А обнадежив, снова толкнула к рассуждениям и эмоциям: это над Волгой — настоящий ветер! А у нас в городах: на площадях, в переулках, в коридорах горбольниц — просто жалкое поветрие. Может, инфекционное или даже моровое. Но скорей всего, — обычный вирусняк, состоящий из парикмахерской болтовни, компьютерных подначек, базарного вздора.
Даже поднимаясь к Ниточке в реанимацию — кузнечик Коля договорился, — я не мог этот вирусняк, этот смутный ветерок постукиванья и ябед от себя отогнать…
В отделении реанимации меня допустили только до стеклянной двери. Я приоткрыл ее и смотрел, как еще через одни двери, сквозь задраенный наглухо колпак барокамеры мне улыбается Ниточка.
«Жива! Улыбается! И ветер — ни при чем!»
Вихрями пронеслись в голове не сами слова — какие-то вздрагиванья слов.
Я закрыл дверь и поскакал зачем-то в «Ромэфир», в нашу славную, никому не нужную, в саду яблоневом контору.
По дороге встретились мне эфирозависимые.

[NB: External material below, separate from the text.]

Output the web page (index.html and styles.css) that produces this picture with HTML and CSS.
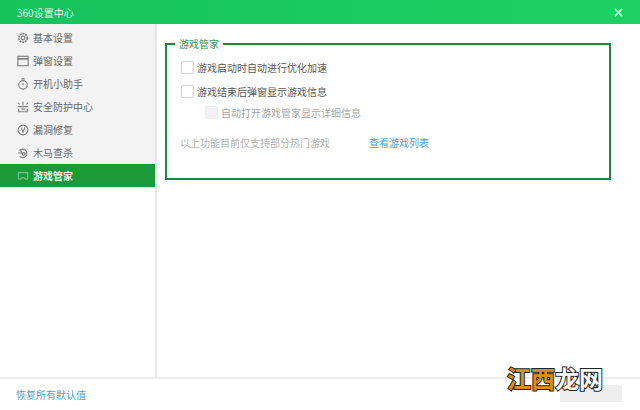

Струп и Пикаш пересидели ураганный вихрь в морге. Вицула — в гараже на берегу Волги. Все трое были страшно злы и винили в происшедшем Дросселя и Селимчика. Они не знали, что Селимчик теперь узник совести, и поносили его почем зря. Мол, все из-за этих кавказцев, и т. п.
Я по-приятельски им напомнил, что Селим Симсимыч — азиат, рассказал про его заточение, и Струп с Пикашом минутно о Селимчике погоревали. Но потом опять напустились как бешеные.

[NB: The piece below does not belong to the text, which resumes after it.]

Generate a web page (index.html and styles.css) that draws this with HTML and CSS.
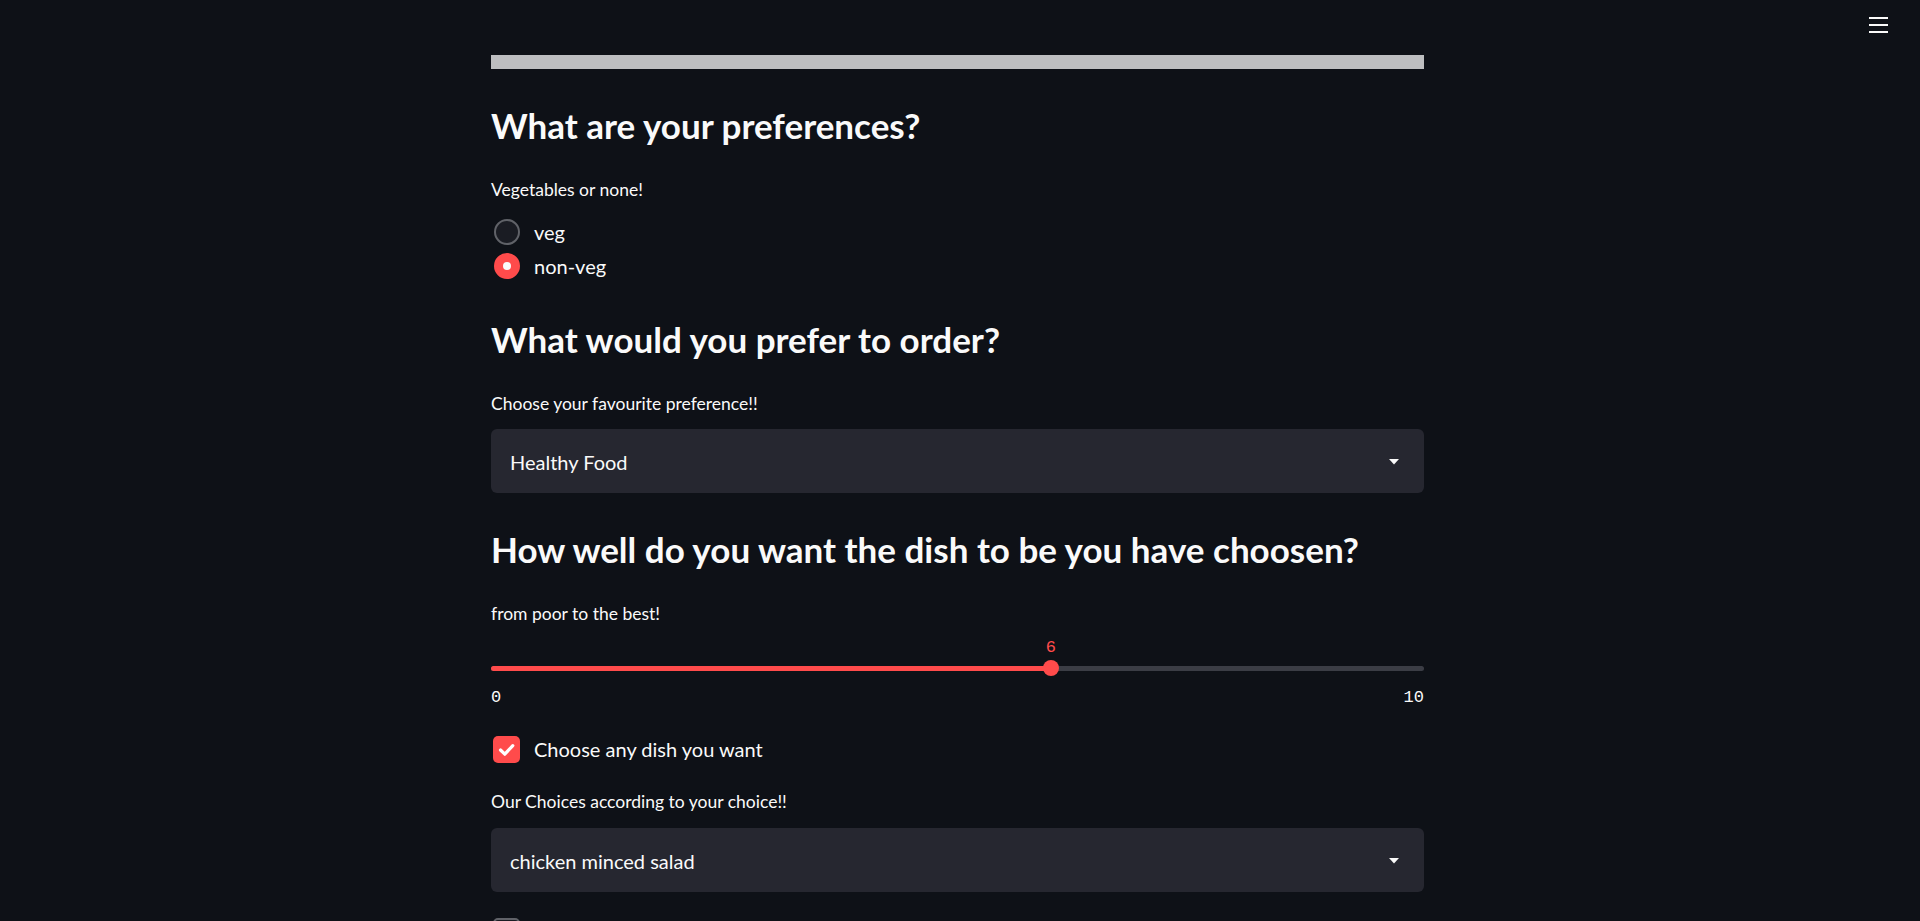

От меня Вицула, Струп и Пикаш хотели только одного: доступа к эфирной гастроскопии и бесплатному вдыханию эфира искусственного.
Я дал им тысячу рублей на троих.
Эфирозависимые мягко слились, не сказав ни слова про морг, Трифона и Рому. А ведь все знали, хорьки, по лицам видел, что знали!..
В бисере пота и мелких помыслов доскакал я до нашей конторы.
Там было пусто. Только в одной из комнат сухо поскрипывал бухгалтер Кузьма Кузьмич. Сквозь причитания Сухо-Дросселя пробивались скудные его мыслишки:
— Саввушка-то наш… х-х-и-э-рр… уехал. Уехал — и делу конец!
Когда и как уехал Савва Лукич, я знал и без Дросселя. Получал от Лукича эсэмэски едва ли не ежедневно. Одна из эсэмэсок была удивительного содержания, но о ней — потом, после!
А сейчас о новом соблазне, про который сообщил мне внезапно переставший причитать Кузьма Кузьмич Сухо-Дроссель.
— Многие думают, — вдруг улыбнулся во весь рот засушенный австрияк, — тут у нас, в Романове, поветрие! Североамериканские индейцы, говорят, наслали. В отместку за то, что мы их социалистический индихенизм отвергли. Но мы-то знаем, откуда ноги растут!
По рассказам Дросселя выходило так.
От основного потока эфирного ветра отделилась струйка: маленькое и на первый взгляд жалкое поветрие лжи и домыслов. Главный научный эксперимент, как утверждал засушенный австрияк, неправильно подействовал на эфирный ветер. И теперь этот ветер — скорее, один рукав его — стал провоцировать вздорные и несвоевременные мыслишки.
— Сколько на Волге живу, никогда такие глупости романовцам в голову не влетали.
Основных мыслей в этой отделившейся струйке, в этом поветрии было две.
Первая: про Варяжскую Русь.
Вторая: о продаже Сибири японцам и о присоединении Чукотского автономного округа к уже проданной когда-то Аляске.